# start of DATA SHOWN

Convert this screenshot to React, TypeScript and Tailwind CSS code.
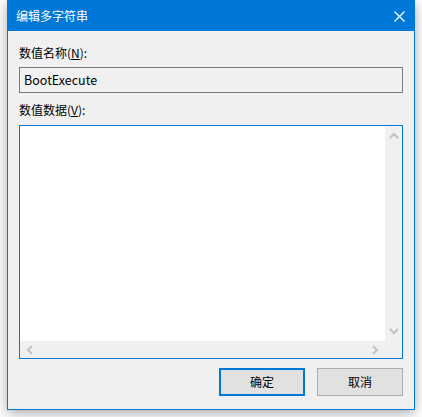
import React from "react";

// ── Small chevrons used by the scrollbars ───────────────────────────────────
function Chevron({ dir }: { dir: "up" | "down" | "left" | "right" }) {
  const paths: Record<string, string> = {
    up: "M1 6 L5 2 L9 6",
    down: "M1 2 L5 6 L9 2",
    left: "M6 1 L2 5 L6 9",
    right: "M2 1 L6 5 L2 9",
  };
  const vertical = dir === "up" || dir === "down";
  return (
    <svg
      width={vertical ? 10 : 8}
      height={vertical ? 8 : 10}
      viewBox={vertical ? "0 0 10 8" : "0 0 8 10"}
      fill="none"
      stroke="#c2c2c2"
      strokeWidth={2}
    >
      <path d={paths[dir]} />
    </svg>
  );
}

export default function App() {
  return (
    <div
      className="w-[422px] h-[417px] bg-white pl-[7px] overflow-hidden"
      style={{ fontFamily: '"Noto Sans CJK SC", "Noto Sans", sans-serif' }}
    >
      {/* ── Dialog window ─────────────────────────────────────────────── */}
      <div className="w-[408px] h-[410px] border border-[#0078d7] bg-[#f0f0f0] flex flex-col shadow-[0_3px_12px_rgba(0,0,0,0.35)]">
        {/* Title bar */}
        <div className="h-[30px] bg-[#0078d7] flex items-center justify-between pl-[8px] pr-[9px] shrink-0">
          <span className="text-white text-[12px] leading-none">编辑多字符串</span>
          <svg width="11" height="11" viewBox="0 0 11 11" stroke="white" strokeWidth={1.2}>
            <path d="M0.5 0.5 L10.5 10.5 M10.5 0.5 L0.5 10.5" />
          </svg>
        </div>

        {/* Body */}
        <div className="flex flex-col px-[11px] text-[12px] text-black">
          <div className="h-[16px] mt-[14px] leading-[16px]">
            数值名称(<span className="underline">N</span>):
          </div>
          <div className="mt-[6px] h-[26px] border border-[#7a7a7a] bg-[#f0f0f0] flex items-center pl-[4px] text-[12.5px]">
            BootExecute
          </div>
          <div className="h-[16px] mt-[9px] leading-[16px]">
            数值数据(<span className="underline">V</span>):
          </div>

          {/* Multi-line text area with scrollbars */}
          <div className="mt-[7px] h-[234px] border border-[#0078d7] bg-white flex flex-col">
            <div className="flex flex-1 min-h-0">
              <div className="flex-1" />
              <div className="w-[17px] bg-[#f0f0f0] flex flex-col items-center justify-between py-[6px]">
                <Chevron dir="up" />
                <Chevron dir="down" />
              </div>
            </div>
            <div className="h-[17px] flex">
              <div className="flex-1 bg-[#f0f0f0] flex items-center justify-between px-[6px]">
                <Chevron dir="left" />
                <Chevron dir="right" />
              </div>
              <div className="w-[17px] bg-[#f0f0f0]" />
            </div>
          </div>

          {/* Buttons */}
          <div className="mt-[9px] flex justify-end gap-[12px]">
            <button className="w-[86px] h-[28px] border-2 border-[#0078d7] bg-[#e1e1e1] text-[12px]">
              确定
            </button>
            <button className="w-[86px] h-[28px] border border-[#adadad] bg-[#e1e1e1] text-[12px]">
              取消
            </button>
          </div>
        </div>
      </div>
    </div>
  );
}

# end of DATA SHOWN

GIVEN REQUEST |
Within the listing above, find every line containing the string "React" and return it.

FINAL ANSWER |
Convert this screenshot to React, TypeScript and Tailwind CSS code.
import React from "react";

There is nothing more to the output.